Nadia Ibrashi – Two Poems



Backgammon Alley
Cairo, Egypt

The old men sit on wooden chairs,
jiggle dice,
fling them
as they dissect wars of the day.
Their prophet eyes
grow with every puff, smoke
snakes through slack hookah cords.
Minor riffs blare out of the radio, mandolins
cry liturgies of pain.
A donkey stumbles beneath a mountain of greens, dogs chew scraps,
children with ragged teeth,
all of creation passes through their alley
which is hosed to tame April dust. Chairs creak amidst a liturgy
of blessings, curses, sips of cardamom tea.
They say Praise prophets and saints.
They say For the love of flowers, we water thorns.
They say Patience is a beau-ti-ful thing.

By nightfall,
hashish glows atop their cones, memory
shuffles their rivers of tears. They tease a final game,
yearn for doubles on their rolls,
call them with Persian names
that found their alley a thousand years ago.
Oh, Dabash, they say or better yet, Dosh,
slapping their thighs, the wonder of double 6’s
landing like fate on worn wood,
gifts from a merciful Lord,
He who lifts sorrows
and tosses a measure of sweet.



Rapture
Cairo, Egypt 1980

He stared at banana trees
swaying in the garden beyond his reach. Sometimes,
his masters used a long leash, the baby monkey tumbled,
a Mozart of the trees.

I observed him past jasmine shrubs,
palm trees and sugar cane stumps near grandfather’s house.
His face slashed by mesh-screen shadows, long toes reaching,
the neighbors’ balcony
his censored grounds.

His language was coos and grunts, thick lips, pantomime
of desire, dark eyes stalking, nostrils flared at secret lures.
He pranced from his perch,
as I walked into his view.

I did not ask, hapless prisoner, gifted one, what is your name?
I did not think, little monkey, your parents are in a jungle
and mine are in America.
I whistled a tune to his fanning ears.
One day he wasn’t there, I heard that he died,
his long shadow trailing the breeze.


 

Author’s Statement on Beauty

“Beauty is eternity gazing at itself in a mirror.
 But you are eternity and you are the mirror.” 
                           ― 
Kahlil Gibran, The Prophet

A school of thought suggests that the brain is an organ of reception that perceives beauty and inspiration from the universe as bits of information. I believe the process is more subtle and complex than that, a case of creative intelligence meeting another creative intelligence in a synergistic way. I don’t mean intelligence in an IQ test sort of a way, but rather, as an intelligence of the senses, an intuition. Let’s say you come upon a bird, a leaf or even a stone. These are entities of varying complexities, whose existence is different from yours. By an act of creative empathy, the possibilities of your art may expand to infinity.

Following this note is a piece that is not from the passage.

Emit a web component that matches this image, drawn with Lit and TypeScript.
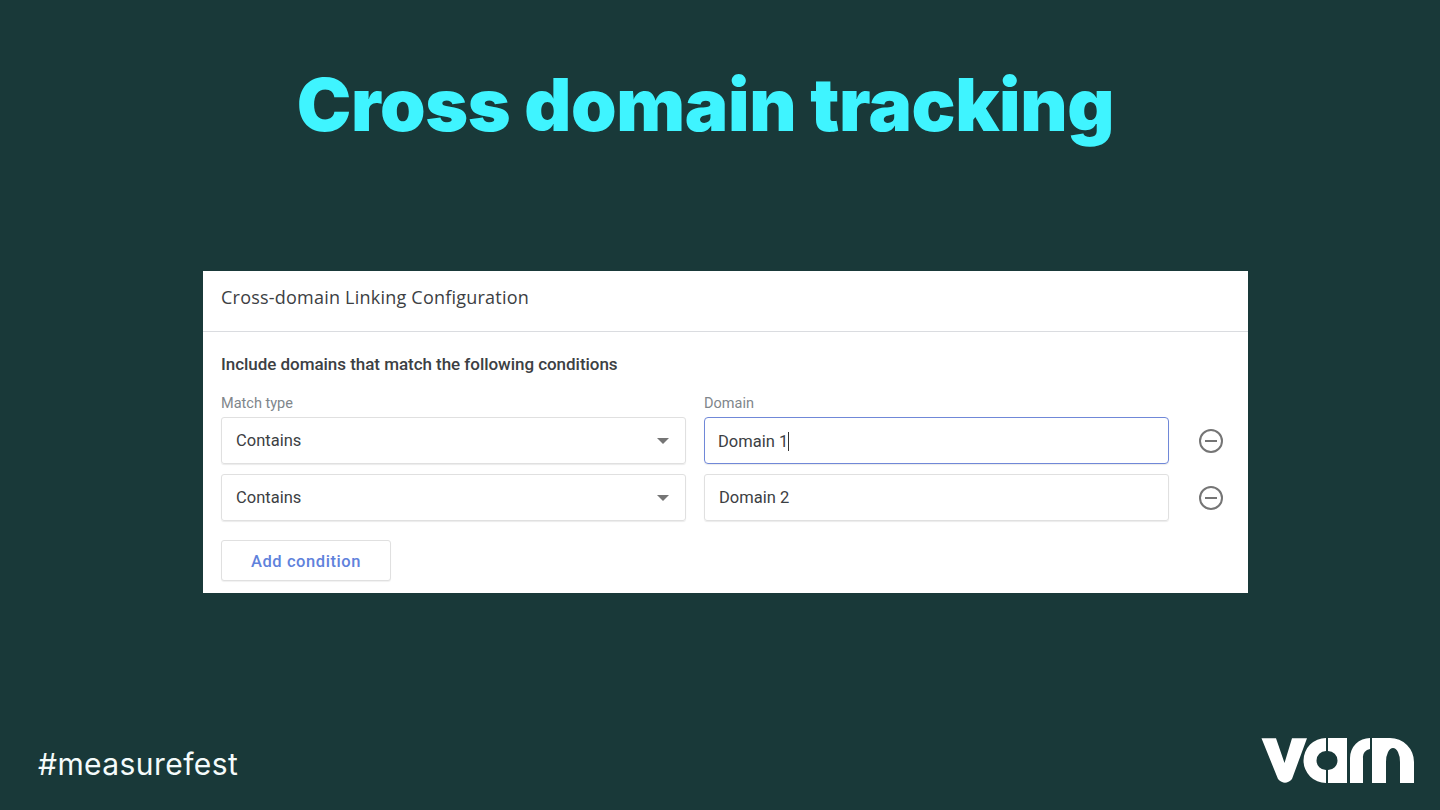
import { LitElement, html, css } from "lit";
import { customElement } from "lit/decorators.js";

const minus = html`<svg class="minus" width="26" height="26" viewBox="0 0 26 26" fill="none" stroke="#757575" stroke-width="2"><circle cx="13" cy="13" r="11"/><path d="M7 13h12"/></svg>`;

@customElement("app-root")
export class AppRoot extends LitElement {
  static styles = css`
    :host { display: block; width: 1440px; height: 810px; overflow: hidden; background: #193939; font-family: "Liberation Sans", sans-serif; }
    .slide { height: 810px; box-sizing: border-box; display: flex; flex-direction: column; }
    h1 { margin: 0; height: 271px; box-sizing: border-box; padding: 60px 29px 0 0; text-align: center; font: 900 73px/90px Inter, sans-serif; letter-spacing: -0.4px; color: #3ff4ff; }
    .panel { margin-left: 203px; width: 1045px; height: 322px; background: #fff; font-family: Roboto, sans-serif; color: #3c4043; }
    .head { height: 61px; box-sizing: border-box; padding: 0 0 9px 18px; border-bottom: 1px solid #dadce0; font: 400 18px/24px "Open Sans", sans-serif; letter-spacing: 0.22px; display: flex; align-items: center; }
    .body { padding: 0 18px; }
    .sub { font-size: 17px; font-weight: 500; line-height: 20px; margin-top: 22px; letter-spacing: -0.04px; }
    .grid { display: grid; grid-template-columns: 465px 465px 1fr; column-gap: 18px; margin-top: 22px; align-items: center; }
    label { font-size: 14.5px; line-height: 16px; color: #80868b; padding-bottom: 5px; }
    .field { height: 47px; box-sizing: border-box; border: 1px solid #e0e0e0; border-radius: 3px; font-size: 16.5px; display: flex; align-items: center; justify-content: space-between; padding: 0 15px 0 14px; box-shadow: 0 1px 1px rgba(0,0,0,.08); }
    .row2 { margin-top: 10px; }
    .icon-cell { display: flex; }
    .focus { border: 1.5px solid #7088d8; padding: 1px 0 0 13px; justify-content: flex-start; border-radius: 4px; }
    .caret { width: 1px; height: 19px; background: #333; margin-left: 0; }
    .arrow { width: 0; height: 0; border: 6px solid transparent; border-top: 6px solid #757575; border-bottom: 0; margin-right: 1px; }
    .minus { justify-self: start; margin-left: 11px; }
    button { display: block; margin-top: 19px; width: 170px; height: 41px; padding: 1px 0 0; background: #fff; border: 1px solid #e0e0e0; border-radius: 3px; color: #5f82dc; font: 500 16.5px Roboto, sans-serif; letter-spacing: 0.58px; box-shadow: 0 1px 1px rgba(0,0,0,.06); }
    footer { flex: 1; display: flex; justify-content: space-between; align-items: flex-start; padding: 145px 25px 0 38px; }
    .tag { color: #f4fbfb; font: 400 30px/40px Inter, sans-serif; letter-spacing: 0.42px; margin-top: 6px; }
    .logo { fill: #fff; }
  `;
  render() {
    return html`<div class="slide">
      <h1>Cross domain tracking</h1>
      <section class="panel">
        <div class="head">Cross-domain Linking Configuration</div>
        <div class="body">
          <div class="sub">Include domains that match the following conditions</div>
          <div class="grid">
            <label>Match type</label><label>Domain</label><span></span>
            <div class="field">Contains<i class="arrow"></i></div>
            <div class="field focus">Domain 1<i class="caret"></i></div>
            ${minus}
            <div class="field row2">Contains<i class="arrow"></i></div>
            <div class="field row2">Domain 2</div>
            <span class="row2 icon-cell">${minus}</span>
          </div>
          <button>Add condition</button>
        </div>
      </section>
      <footer>
        <div class="tag">#measurefest</div>
        <svg class="logo" width="154" height="46" viewBox="0 0 154 46">
          <path d="M0.5 0.3H15L23.5 25L31 0.3H46L31 41Q24 48.5 17 41Z"/>
          <path d="M65 0A22.5 22.5 0 0 0 65 45V32A9.5 9.5 0 0 1 65 13Z"/>
          <path d="M67 0H86V45H67V32A9.5 9.5 0 0 0 67 13Z"/>
          <path d="M89 45V20A20 20 0 0 1 109 0V11A8 8 0 0 0 102 20V45Z"/>
          <path d="M111 45V0H129A24 24 0 0 1 153 24V45H139V24A7 14 0 0 0 125 24V45Z"/>
        </svg>
      </footer>
    </div>`;
  }
}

I am bemused by the term “Ekphrastic” as all art is inspired by art, which can be as subtle as a breeze. Art is beauty, beauty is art. We are wired for beauty and respond to it. I find my inspiration everywhere; most times an idea starts like a whisper that gathers momentum. The process of creating beauty involves nurturing this whisper into a coherent form, developing a language for its trajectory, a translation to oneself as much as to potential readers. Some think that beauty just is, like a beautiful Banyan, but even that tree developed through a progression that took eons to perfect, though as in evolution/intelligent design, creative work may explode in a Cambrian explosion of new forms.

I don’t tailor my work to a specific audience, as I try to let my art to be free from censors. I aim for truth, cadence, musicality, a surprise as the work and I wrestle with each other. My aunt once told me, while plucking her chin hairs: “One must suffer for beauty.” I agree with her, as I sit at my computer and start the process of focusing on a new creation, refining an image, a feeling, a thought. Some of my poems have been written as if in a trance, others took years to develop.

What I hope to achieve with my readers is a moment where our minds meet in that mysterious realm where beauty lies, and a spark of recognition yields a subterranean clarity, a sharpening of the senses and a softening of the heart.


Nadia Ibrashi’s work received prizes in National Federation of State Poetry Societies, Poetry Society of Michigan, Ebony, Writer’s Digest, Gemini Magazine, Springfed Arts, X.J. Kennedy Awards, Detroit Working Writers and others. Her work appears in The Southeast Review, Nimrod, Narrative, Quiddity, The MacGuffin  and others, and has received acknowledgement with Tiferet: A Journal of Spiritual Literature and The Raymond Carver contest. She is assistant editor at Narrative Magazine, and graduated as a fiction fellow with The Writers’ Institute, CUNY. She is a member of Detroit Working Writers, and Springfed Arts, and has practiced medicine in Egypt and in the States.